There have been debates about which is the “authoritative” text ever since the concept of revised versions came about. However, revisions in traditional texts were usually overseen by either the author or an authorized agent (editor, publisher, literary executor, etc.) The digital text, as has been demonstrated both by Fforde and current events, is open to editing by nearly anyone. This changes the stakes for writers. Unless they are intentionally relinquishing authorial control (as is necessary in true hypertexts, rather than simply digital texts) they must find a way to deal with the issues that surround digital printing before it can become the dominant paradigm for literature. Jasper Fforde, for all that his novel is a mostly lighthearted, humorous in tones, raises serious questions about the implications of the digital age for literature.

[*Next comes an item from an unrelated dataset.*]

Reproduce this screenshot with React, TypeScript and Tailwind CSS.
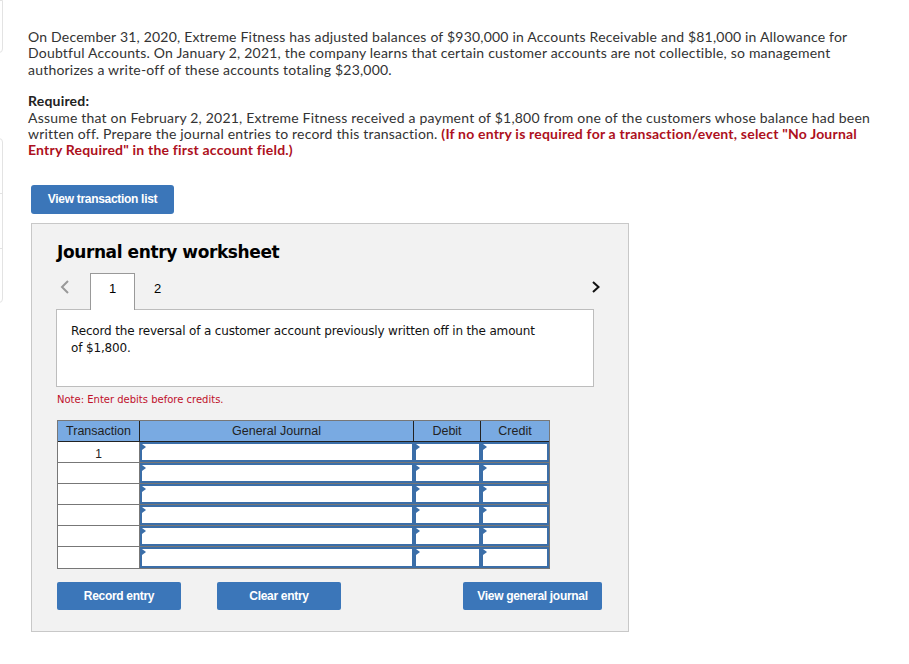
import React from "react";

function InputCell({ w }: { w: string }) {
  return (
    <div className={`relative h-full border-2 border-[#3b6ea8] bg-white ${w}`}>
      <div className="absolute left-0 top-0 h-0 w-0 border-t-[3px] border-b-[3px] border-l-[4px] border-t-transparent border-b-transparent border-l-[#3b6ea8]" />
    </div>
  );
}

export default function App() {
  const rows = [0, 1, 2, 3, 4, 5];
  return (
    <div className="relative min-h-[664px] w-[909px] bg-white">
      {/* left edge faint boxes */}
      <div className="absolute left-[-6px] top-0 h-[53px] w-[9px] rounded-br-sm border border-[#e3e3e3]" />
      <div className="absolute left-[-6px] top-[138px] flex h-[165px] w-[9px] flex-col rounded-r-sm border border-[#e3e3e3]">
        <div className="h-[55px] border-b border-[#e3e3e3]" />
        <div className="h-[55px] border-b border-[#e3e3e3]" />
      </div>

      <div className="whitespace-nowrap px-[28px] pt-[29px] font-['Lato',sans-serif] text-[14px] leading-[16.4px] tracking-[0.2px] text-[#333]">
        <p>
          On December 31, 2020, Extreme Fitness has adjusted balances of $930,000 in Accounts Receivable and $81,000 in Allowance for
          <br />
          Doubtful Accounts. On January 2, 2021, the company learns that certain customer accounts are not collectible, so management
          <br />
          authorizes a write-off of these accounts totaling $23,000.
        </p>
        <p className="mt-[15px] font-bold text-[#222]">Required:</p>
        <p>
          Assume that on February 2, 2021, Extreme Fitness received a payment of $1,800 from one of the customers whose balance had been
          <br />
          written off. Prepare the journal entries to record this transaction.{" "}
          <span className="font-bold text-[#ad1020]">
            (If no entry is required for a transaction/event, select "No Journal
            <br />
            Entry Required" in the first account field.)
          </span>
        </p>
      </div>

      <div className="ml-[31px] mt-[26px]">
        <button className="h-[29px] w-[143px] rounded-[3px] bg-[#3b76b9] font-['Liberation_Sans',Arial,sans-serif] text-[12px] font-bold tracking-[-0.3px] text-white">
          View transaction list
        </button>
      </div>

      <div className="ml-[31px] mt-[9px] w-[598px] border border-[#c8c8c8] bg-[#f2f2f2] pb-[21px]">
        <h2 className="ml-[25px] mt-[16px] font-['DejaVu_Sans',Verdana,sans-serif] text-[17px] font-bold leading-[24px] tracking-[-0.4px] text-black">
          Journal entry worksheet
        </h2>

        <div className="mt-[9px] flex items-end">
          <div className="ml-[28px] flex h-[37px] w-[30px] items-start pt-[6px]">
            <svg width="10" height="16" viewBox="0 0 10 16">
              <path d="M8 2 L2 8 L8 14" stroke="#999" strokeWidth="2" fill="none" />
            </svg>
          </div>
          <div className="relative z-10 flex h-[37px] w-[45px] items-start justify-center border border-b-0 border-[#999] bg-white pt-[5px] font-['Liberation_Sans',Arial,sans-serif] text-[13px] text-black">
            1
          </div>
          <div className="flex h-[37px] w-[45px] items-start justify-center pt-[6px] font-['Liberation_Sans',Arial,sans-serif] text-[13px] text-black">
            2
          </div>
          <div className="ml-auto mr-[27px] flex h-[37px] items-start pt-[7px]">
            <svg width="10" height="14" viewBox="0 0 10 14">
              <path d="M2 2 L7.5 7 L2 12" stroke="#111" strokeWidth="2" fill="none" />
            </svg>
          </div>
        </div>

        <div className="ml-[24px] mt-[-1px] h-[78px] w-[538px] border border-[#bdbdbd] bg-white px-[14px] pt-[13px] font-['DejaVu_Sans',Verdana,sans-serif] text-[12px] leading-[17px] tracking-[-0.15px] text-[#111]">
          Record the reversal of a customer account previously written off in the amount
          <br />
          of $1,800.
        </div>

        <p className="ml-[25px] mt-[7px] font-['DejaVu_Sans',Verdana,sans-serif] text-[10px] leading-[12px] text-[#c0102a]">
          Note: Enter debits before credits.
        </p>

        <div className="ml-[25px] mt-[14px] w-[493px] border border-[#777] font-['Liberation_Sans',Arial,sans-serif] text-[12.5px] text-[#222]">
          <div className="flex h-[21px] border-b border-[#222] bg-[#79aae2]">
            <div className="flex w-[82px] items-center justify-center border-r border-[#222] pt-[1px]">Transaction</div>
            <div className="flex w-[274px] items-center justify-center border-r border-[#222] pt-[1px]">General Journal</div>
            <div className="flex w-[67px] items-center justify-center border-r border-[#222] pt-[1px]">Debit</div>
            <div className="flex flex-1 items-center justify-center pt-[1px]">Credit</div>
          </div>
          {rows.map((r) => (
            <div key={r} className={`flex h-[21px] bg-white ${r < 5 ? "border-b border-[#777]" : ""}`}>
              <div className="flex w-[82px] items-start justify-center border-r border-[#777] pt-[3px] text-[12px]">{r === 0 ? "1" : ""}</div>
              <InputCell w="w-[274px]" />
              <InputCell w="w-[67px]" />
              <InputCell w="flex-1" />
            </div>
          ))}
        </div>

        <div className="ml-[25px] mt-[13px] flex font-['Liberation_Sans',Arial,sans-serif] text-[12px] font-bold tracking-[-0.3px] text-white">
          <button className="h-[28px] w-[124px] rounded-[2px] bg-[#3b76b9]">Record entry</button>
          <button className="ml-[36px] h-[28px] w-[124px] rounded-[2px] bg-[#3b76b9]">Clear entry</button>
          <button className="ml-[122px] h-[28px] w-[139px] rounded-[2px] bg-[#3b76b9]">View general journal</button>
        </div>
      </div>
    </div>
  );
}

Even though Gibson imbues the world he creates with technology at every turn, it is Fforde, with a single impossible invention in his novel, who makes the reader think hardest about the future of the novel.

Works Cited

Gimbel, Mark. “Some Thoughts on the Implications of Trusted Systems for Intellectual

Property Law.” Stanford Law Review 50.5 (1998): 1671-1687.

O’Donnel, James J. Avatars of the World. Cambridge: Harvard UP, 1998.